I agree with @Lassie, and love her phrasing of what you can write in the feedback.

This kinda sounds like standard big city apartment living, and the hosts have zero control over the noise.
Jackhammering is terrible to listen to, but it’s often not the case that a host would know ahead of time when the city (or a neighboring building) is going to do construction work.

My mom (a THS host) did know ahead of time about local road construction that was planned during a sit she was planning. She told the sitter, and the sitter decided to decline. It turned out that the noise wasn’t really noticeable inside the house, but it was prudent and kind for my mom to have warned the sitter before confirming.

I’ve lived in many apartments where it never really gets quiet. You get used to it if you love the location, or you learn to do your due diligence re: noise levels before moving into your next place!

For people who want to sit in apartment buildings but have a low noise tolerance, it’s wise to seek out top floor and corner apartments. Sometimes hosts mention this in their listings, and of course you can always ask.

For most sits, I find 90 minutes to be plenty of time for a handover, if a welcome guide of some sort is filled out. (But I’ve already asked most of my important questions before the handover, and have a list on me of any in-person questions that need addressing.)
Some hosts can be a little skimpy with details, so I always make sure to check my list of important questions before they leave!

If it were me, I wouldn’t deduct stars, but I would tactfully mention the noise, for future sitters.

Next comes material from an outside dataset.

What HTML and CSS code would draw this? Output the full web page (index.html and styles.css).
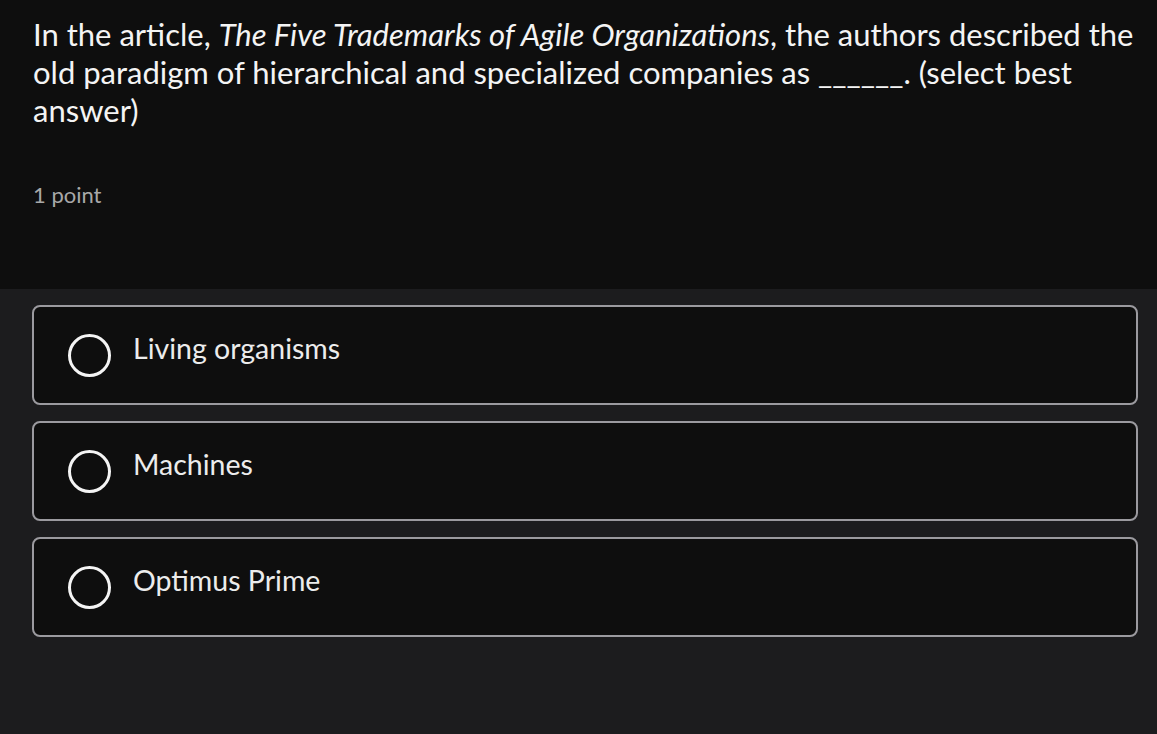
FILE: index.html
```html
<!DOCTYPE html>
<html lang="en">
<head>
<meta charset="utf-8">
<title>Quiz question</title>
<link rel="stylesheet" href="styles.css">
</head>
<body>
<section class="question">
  <p class="prompt">In the article, <em>The Five Trademarks of Agile Organizations</em>, the authors described the old paradigm of hierarchical and specialized companies as ______. (select best answer)</p>
  <p class="points">1 point</p>
</section>
<section class="options">
  <label class="option"><span class="radio"></span><span class="option-text">Living organisms</span></label>
  <label class="option"><span class="radio"></span><span class="option-text">Machines</span></label>
  <label class="option"><span class="radio"></span><span class="option-text">Optimus Prime</span></label>
</section>
</body>
</html>
```
FILE: styles.css
```css
html, body {
  margin: 0;
  padding: 0;
}
body {
  background: #1c1c1e;
  font-family: Lato, "Liberation Sans", sans-serif;
  color: #f2f2f2;
  width: 1157px;
  height: 734px;
  overflow: hidden;
}
.question {
  background: #0e0e0e;
  height: 289px;
  box-sizing: border-box;
  padding: 15px 20px 0 33px;
}
.prompt {
  margin: 0;
  font-size: 31px;
  line-height: 38px;
  color: #f4f4f4;
}
.prompt em {
  font-style: italic;
}
.points {
  margin: 53px 0 0;
  font-size: 22px;
  line-height: 26px;
  color: #a8a8a8;
}
.options {
  display: flex;
  flex-direction: column;
  gap: 16px;
  padding: 16px 19px 0 32px;
}
.option {
  display: flex;
  align-items: center;
  height: 100px;
  box-sizing: border-box;
  border: 2px solid #9b9a9f;
  border-radius: 8px;
  background: #0e0e0e;
  padding-left: 34px;
}
.radio {
  width: 43px;
  height: 43px;
  box-sizing: border-box;
  border: 3px solid #f4f4f4;
  border-radius: 50%;
  flex: none;
}
.option-text {
  margin-left: 22px;
  font-size: 28.5px;
  line-height: 32px;
  padding-bottom: 14px;
  color: #ececec;
}
```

Just a quick tip about “night noise”. We have found that a white noise machine is invaluable when traveling. They are small and easily packable, we even take it on cruises. We like the “fan” sound, but there are others to choose from and has volume control. Of course, you can still hear some background noise, but it’s not the constant quiet, and the Bam of a door slamming, toilet flushing, or an air conditioner turning on or off. It helps keep those sudden noises from awakening you.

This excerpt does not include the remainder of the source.